-- Given request --
Pull out every line in the data that has the string "React" in it.

-- Information provided --
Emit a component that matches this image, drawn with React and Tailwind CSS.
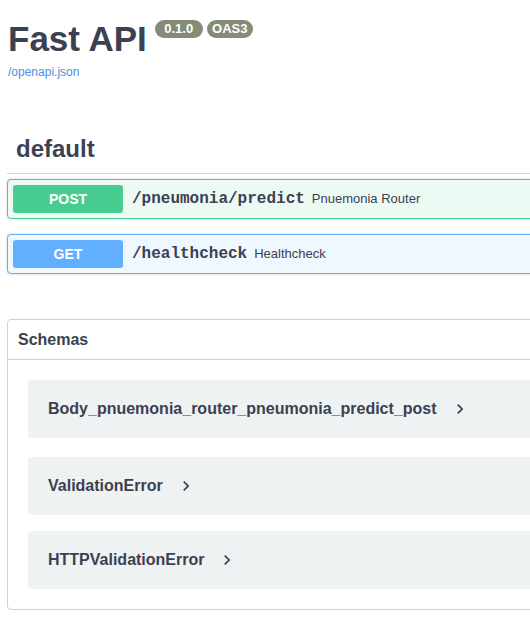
import React from "react";

function Chevron() {
  return (
    <svg width="20" height="20" viewBox="0 0 24 24" className="ml-[13px] shrink-0">
      <path d="M10 6L8.59 7.41 13.17 12l-4.58 4.59L10 18l6-6z" fill="#3b4151" />
    </svg>
  );
}

function Op({ method, path, summary, border, bg, btn }) {
  return (
    <div
      className={`flex items-center pl-[5px] py-[5px] border rounded-[4px] shadow-[0_0_3px_rgba(0,0,0,0.19)] ${border} ${bg}`}
    >
      <div
        className={`w-[110px] h-[28px] rounded-[3px] flex items-center justify-center text-white font-bold text-[14px] ${btn}`}
      >
        {method}
      </div>
      <span className="ml-[9px] font-['Liberation_Mono','Courier_New',monospace] font-bold text-[16px] leading-[20px] text-[#3b4151]">
        {path}
      </span>
      <span className="ml-[7px] text-[13px] leading-[16px] text-[#3b4151]">{summary}</span>
    </div>
  );
}

function Model({ name, className }) {
  return (
    <div className={`mx-[20px] h-[58px] rounded-[4px] bg-[#eff2f3] flex items-center px-[20px] ${className}`}>
      <span className="font-bold text-[16px] leading-[20px] text-[#3b4151]">{name}</span>
      <Chevron />
    </div>
  );
}

export default function App() {
  return (
    <div className="w-[530px] h-[631px] overflow-hidden bg-white font-['Liberation_Sans',Arial,sans-serif] text-[#3b4151]">
      <div className="w-[760px] pl-[7px]">
        <div className="flex items-start pt-[21px] pl-[1px]">
          <h1 className="text-[35px] leading-[36px] font-bold text-[#3b4151]">Fast API</h1>
          <span className="ml-[8px] -mt-[1px] w-[48px] h-[18px] rounded-full bg-[#848c78] text-white font-bold text-[13px] leading-[18px] flex items-center justify-center">
            0.1.0
          </span>
          <span className="ml-[4px] -mt-[1px] w-[46px] h-[18px] rounded-full bg-[#848c78] text-white font-bold text-[13px] leading-[18px] flex items-center justify-center">
            OAS3
          </span>
        </div>
        <div className="mt-[8px] pl-[1px] text-[12px] leading-[14px] text-[#4990e2]">/openapi.json</div>

        <div className="mt-[58px] pl-[9px] pb-[12px] border-b border-[#d3d4d8]">
          <h3 className="text-[24px] leading-[24px] font-bold text-[#3b4151]">default</h3>
        </div>

        <div className="mt-[5px]">
          <Op
            method="POST"
            path="/pneumonia/predict"
            summary="Pnuemonia Router"
            border="border-[#49cc90]"
            bg="bg-[#edfaf4]"
            btn="bg-[#49cc90]"
          />
        </div>
        <div className="mt-[15px]">
          <Op
            method="GET"
            path="/healthcheck"
            summary="Healthcheck"
            border="border-[#61affe]"
            bg="bg-[#eff7ff]"
            btn="bg-[#61affe]"
          />
        </div>

        <div className="mt-[45px] border border-[#cfd1d5] rounded-[4px]">
          <div className="h-[40px] flex items-center pl-[10px] border-b border-[#cfd1d5]">
            <span className="text-[16px] leading-[20px] font-bold text-[#3b4151]">Schemas</span>
          </div>
          <div className="pt-[20px] pb-[20px]">
            <Model name="Body_pnuemonia_router_pneumonia_predict_post" className="mb-[19px]" />
            <Model name="ValidationError" className="mb-[16px]" />
            <Model name="HTTPValidationError" />
          </div>
        </div>
      </div>
    </div>
  );
}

-- Solution for this exercise --
Emit a component that matches this image, drawn with React and Tailwind CSS.
import React from "react";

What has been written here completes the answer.